Anorexia is een ziekte waarbij de kwaal tussen de oren zit, en niet in de buik of op de werkvloer van het bedrijf. Bedrijfssanering, of deftiger gezegd ‘reengineering’, is een uit Amerika overgewaaide hype die aldaar in de jaren tachtig van de afgelopen eeuw verantwoordelijk werd voor het ene massaontslag na de andere. Niet omdat daar een directe noodzaak toe was, maar - zo werd algemeen bevonden - omdat bedrijven daarmee volgens management consultants op zoek naar meer werk, een betere concurrentiepositie konden verkrijgen en alvast moesten anticiperen op wellicht slechtere tijden in een zich zogenaamd mondialiserende wereld. Die slechtere tijden kwamen er dan ook prompt, bij wijze van selffulfilling prophecy zelfs op afroep. Toen moest er pas echt worden afgeslankt, en buitelde de ene anorexiestrategie over de ander.

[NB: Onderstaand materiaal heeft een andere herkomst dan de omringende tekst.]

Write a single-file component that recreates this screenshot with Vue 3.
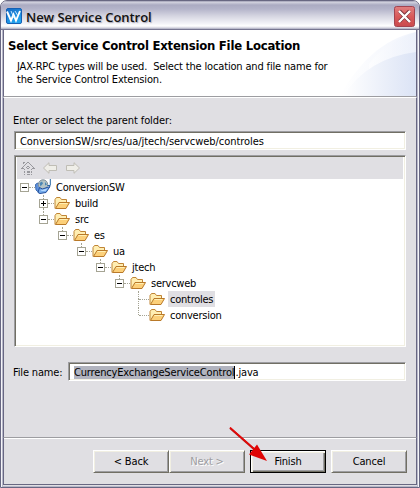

En zo vinden we ons terug in een nieuwe eeuw: al meer dan een decennium lang hanteert het organisatiemanagement op massale wijze de slopershamer. Re-engineering en reorganisatie met steeds hetzelfde doel: downsizing en afslanking. Inmiddels als continu proces, waarbij de nullijn in zicht is en zelfs al is gepasseerd. Nog tot voorkort uitstekende organisaties van producenten en dienstverleners, al blakend van gezondheid, zijn ontdaan van hun menselijk talent, waarbij een topmanagement aan de macht is gekomen dat voortdurend roept dat het keihard moet optreden.
Marktdrama’s
Wanneer we nu de balans opmaken, zien we een massale werkloosheid voor ons opdoemen. Met de beurskoersen wordt het niet meer wat; de arbeidsmotivatie is tot een dieptepunt gedaald; de werknemersstress is inmiddels voelbaar tot in elk huishouden; en managers lijken zich omgeschoold te hebben tot ratten en zijn daar trots op, waarbij de top van het bedrijfsleven rijker is geworden dan ooit. Op Wall Street spreekt men inmiddels van downsizing - rightsizing - capsizing, in die volgorde, en uit het ene onderzoek na het andere blijkt dat sanering niet werkt. Kortom: een drama. Iedereen heeft in zijn of haar nabije omgeving gezien dat werknemers na jaren van trouwe dienst door een florerend bedrijf aan de kant gezet kunnen worden. En iedereen ziet hoe de beurskoers van dat bedrijf is gekelderd.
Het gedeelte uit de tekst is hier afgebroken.